Il processo di maturità consiste nel promuovere il miglioramento di sé, ma anche nel lasciar esistere le imperfezioni, gli errori. Quando le imperfezioni entrano a far parte di noi, diamo loro appartenenza, dignità, ci permettiamo di essere e di viverci per quello che siamo… E quelle che dovevano essere zavorre diventano fonte di energia, benzina motivazionale: ciò che ci fa camminare nella vita sono le nostre bellezze, le nostre capacità, ma soprattutto ciò che ci manca.
Possiamo usare la metafora della finestra aperta per guardare le nostre qualità, belle o brutte che siano, accoglierle, guardare fuori e permettere agli altri di guardare dentro? Meccanismo umano collegato alla proiezione è la paura per ciò che non conosciamo. Il non conosciuto ci provoca, fa paura e quindi dobbiamo inserirlo in categorie che già conosciamo: selvaggio, matto, straniero, figlio del peccato… che poi diventano insieme le qualità che neghiamo in noi e concentriamo negli altri.

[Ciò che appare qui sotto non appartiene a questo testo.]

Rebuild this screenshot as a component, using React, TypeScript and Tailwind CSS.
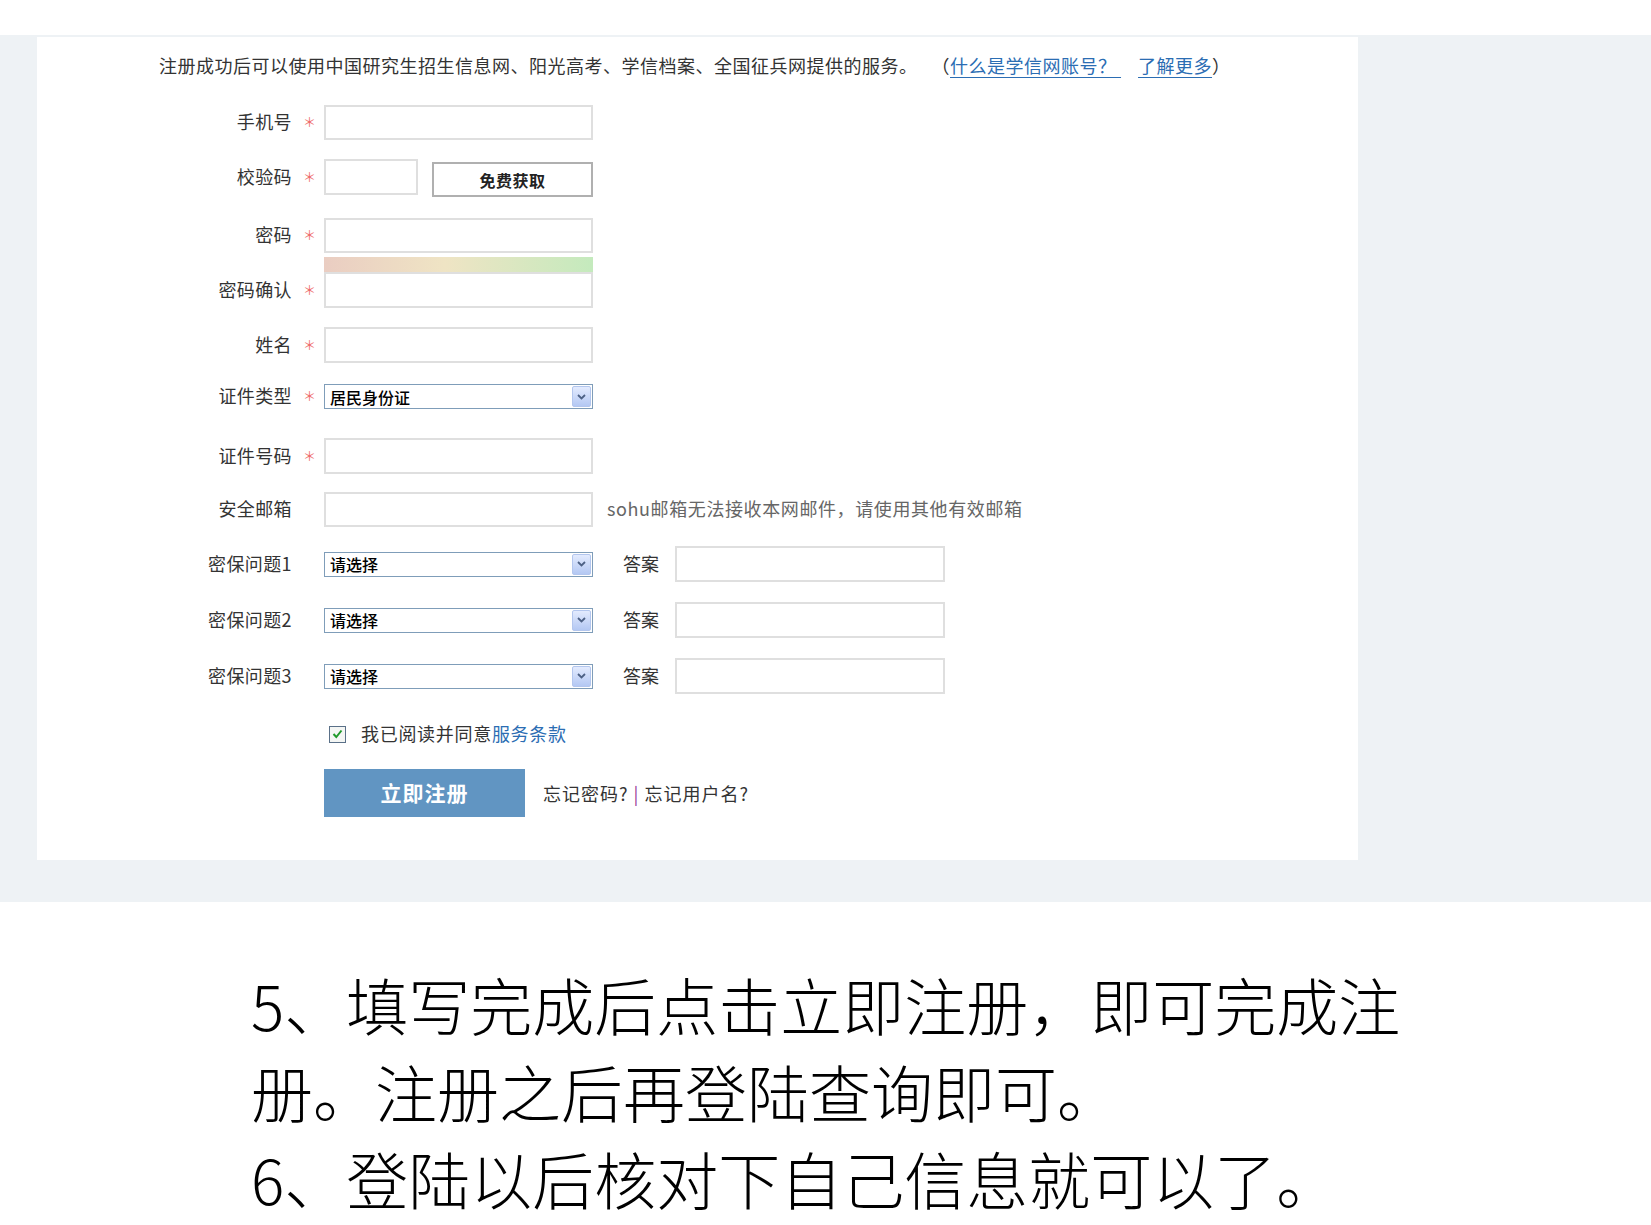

Ha scritto Thuram nel libro “Le mie stelle nere”: «Io sono diventato nero a nove anni, quando sono arrivato in Francia e ho incontrato i bianchi. Si diventa neri con gli sguardi degli altri».
Sarebbe molto bello diventare più leggeri con noi stessi e avvicinarsi, di conseguenza, senza paura agli altri. Ci sono due movimenti in questo: il primo il volersi bene, farsi le carezze, metaforiche o reali che siano. Ognuno ha bisogno di stimolazioni, il neonato, l’adolescente, l’adulto, l’anziano, le carezze sono vitali, senza stimolazioni psicologicamente ci si ammala, si muore.
Il secondo movimento è verso l’altro, l’avvicinamento, la carezza, l’abbraccio. L’altro, come noi, ha fame di carezze, noi, come l’altro, abbiamo bisogno di annusare, toccare, essere toccati, vedere, baciare, assaggiare, sentire, immaginare, sognare. Cosa stiamo aspettando? Il percorso fatto è un po’ strano: siamo partiti dalle nostre lacune, dai vuoti, da mancanze, difetti, imperfezioni, forse stiamo cominciando faticosamente a pensare che potrebbero essere proprio questi elementi la motivazione del nostro vivere, la spinta a cercare l’altro e ad abbracciarlo.
Natalino Filippin
psicologo, vive a Bassano del Grappa (Vi), anima un gruppo giovani di Macondo.